Better Rigs, Not Bigger Networks: A Body Model Ablation for Gaussian Avatars

arXiv cs.CV / 4/3/2026

💬 OpinionIdeas & Deep AnalysisModels & Research

Key Points

  • The paper argues that improving 3D Gaussian avatar reconstruction is driven more by better body rigs than by simply increasing training pipeline complexity.
  • Replacing SMPL with the Momentum Human Rig (MHR), estimated using SAM-3D-Body and using a minimal pipeline without learned deformations, reportedly yields the highest PSNR and competitive or better LPIPS/SSIM on PeopleSnapshot and ZJU-MoCap.
  • Controlled ablations separate pose-estimation quality from the body model’s representational capacity by swapping poses and meshes between MHR and SMPL-X under identical training conditions.
  • The results indicate that body-model expressiveness is a primary bottleneck, with both mesh representational capacity and pose estimation quality contributing meaningfully to performance improvements across the full pipeline.

Abstract

Recent 3D Gaussian splatting methods built atop SMPL achieve remarkable visual fidelity while continually increasing the complexity of the overall training architecture.
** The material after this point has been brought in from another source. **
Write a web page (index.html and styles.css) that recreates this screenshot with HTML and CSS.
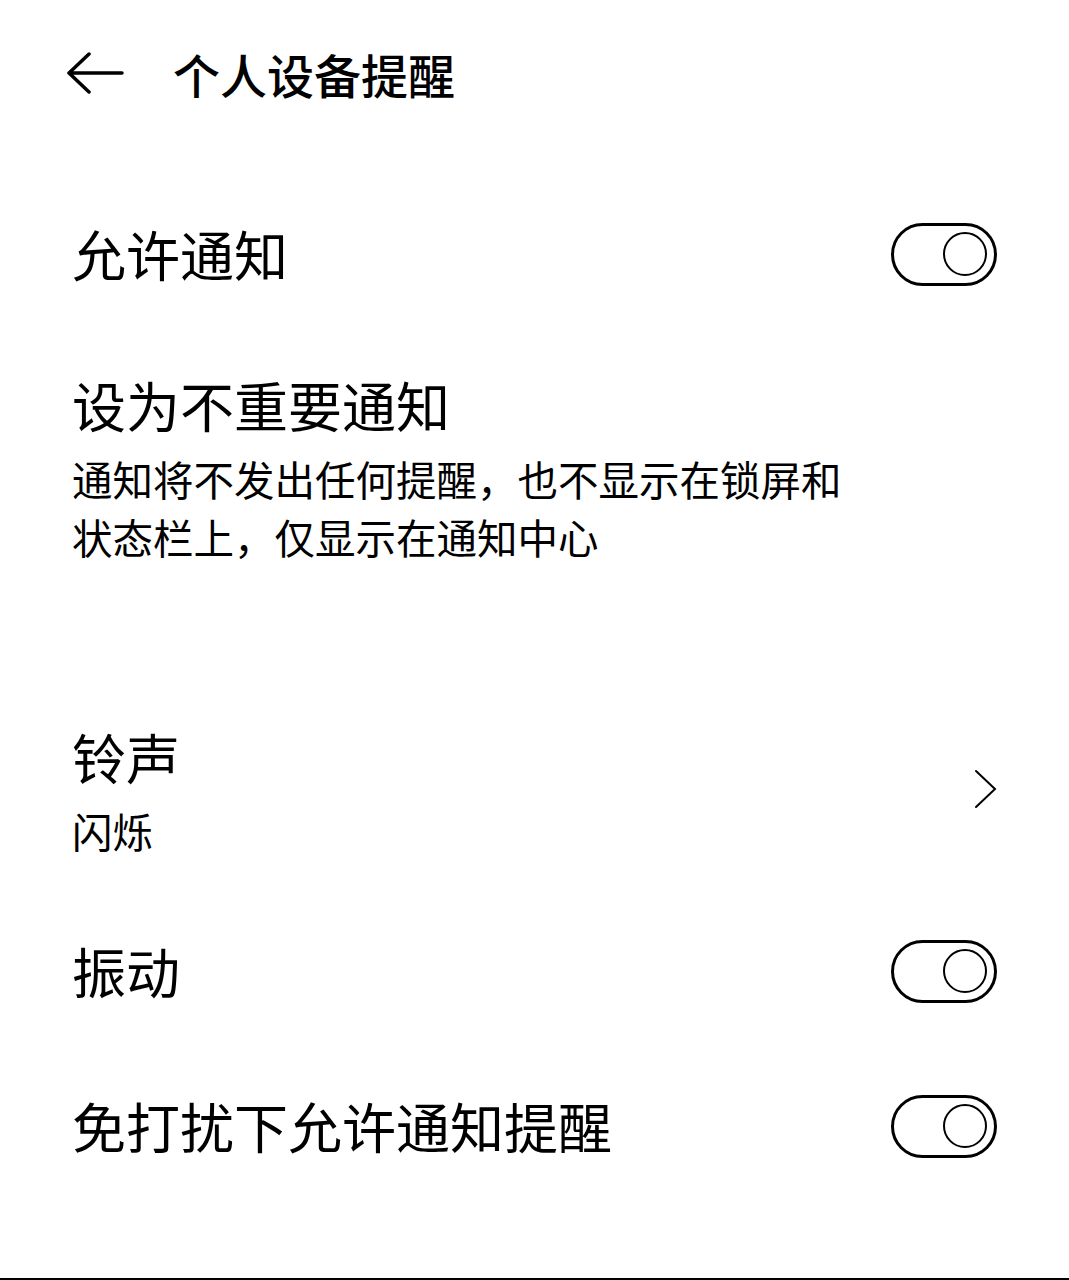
FILE: index.html
```html
<!DOCTYPE html>
<html lang="zh-CN">
<head>
<meta charset="utf-8"/>
<meta content="width=device-width, initial-scale=1.0" name="viewport"/>
<title>个人设备提醒</title>
<link rel="stylesheet" href="styles.css">
</head>
<body>
<div class="screen">
  <div class="header">
    <svg class="back-icon" width="58" height="44" viewBox="0 0 58 44">
      <path d="M3 21 H56 M23 2 L3 21 L23 40" fill="none" stroke="#000" stroke-width="3.5" stroke-linecap="round" stroke-linejoin="round"/>
    </svg>
    <div class="header-title">个人设备提醒</div>
  </div>

  <div class="row first">
    <div class="row-title">允许通知</div>
    <div class="toggle"><span class="knob"></span></div>
  </div>

  <div class="row block">
    <div class="row-text">
      <div class="row-title">设为不重要通知</div>
      <div class="row-sub">通知将不发出任何提醒，也不显示在锁屏和<br>状态栏上，仅显示在通知中心</div>
    </div>
  </div>

  <div class="row ringtone">
    <div class="row-text">
      <div class="row-title">铃声</div>
      <div class="row-sub">闪烁</div>
    </div>
    <svg class="chevron" width="24" height="40" viewBox="0 0 24 40">
      <path d="M2 2 L21 20 L2 38" fill="none" stroke="#000" stroke-width="2" stroke-linecap="round"/>
    </svg>
  </div>

  <div class="row vibrate">
    <div class="row-title">振动</div>
    <div class="toggle"><span class="knob"></span></div>
  </div>

  <div class="row dnd">
    <div class="row-title">免打扰下允许通知提醒</div>
    <div class="toggle"><span class="knob"></span></div>
  </div>
</div>
</body>
</html>
```

FILE: styles.css
```css
body {
  margin: 0;
  background-color: #ffffff;
  color: #000000;
  font-family: "Noto Sans CJK SC", "Noto Sans", sans-serif;
}
.screen {
  height: 1280px;
  box-sizing: border-box;
  border-bottom: 2px solid #000;
}
.header {
  height: 148px;
  display: flex;
  align-items: center;
  padding-left: 66px;
}
.back-icon {
  display: block;
}
.header-title {
  margin-left: 49px;
  font-size: 47px;
  font-weight: 500;
  line-height: 60px;
}
.row {
  display: flex;
  align-items: center;
  justify-content: space-between;
  padding: 0 72px;
}
.row-title {
  font-size: 54px;
  line-height: 64px;
}
.row-sub {
  font-size: 40.5px;
  line-height: 58px;
  margin-top: 13px;
}
.first {
  margin-top: 74px;
}
.block {
  margin-top: 87px;
}
.ringtone {
  margin-top: 159px;
}
.vibrate {
  margin-top: 79px;
}
.dnd {
  margin-top: 91px;
}
.chevron {
  display: block;
  margin-right: -1px;
  margin-bottom: 8px;
}
.toggle {
  width: 106px;
  height: 63px;
  box-sizing: border-box;
  border: 3px solid #000;
  border-radius: 32px;
  display: flex;
  align-items: center;
  justify-content: flex-end;
  padding-right: 7px;
}
.knob {
  width: 44px;
  height: 44px;
  box-sizing: border-box;
  border: 2.5px solid #000;
  border-radius: 50%;
}
```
We demonstrate that much of this complexity is unnecessary: by replacing SMPL with the Momentum Human Rig (MHR), estimated via SAM-3D-Body, a minimal pipeline with no learned deformations or pose-dependent corrections achieves the highest reported PSNR and competitive or superior LPIPS and SSIM on PeopleSnapshot and ZJU-MoCap. To disentangle pose estimation quality from body model representational capacity, we perform two controlled ablations: translating SAM-3D-Body meshes to SMPL-X, and translating the original dataset's SMPL poses into MHR both retrained under identical conditions. These ablations confirm that body model expressiveness has been a primary bottleneck in avatar reconstruction, with both mesh representational capacity and pose estimation quality contributing meaningfully to the full pipeline's gains.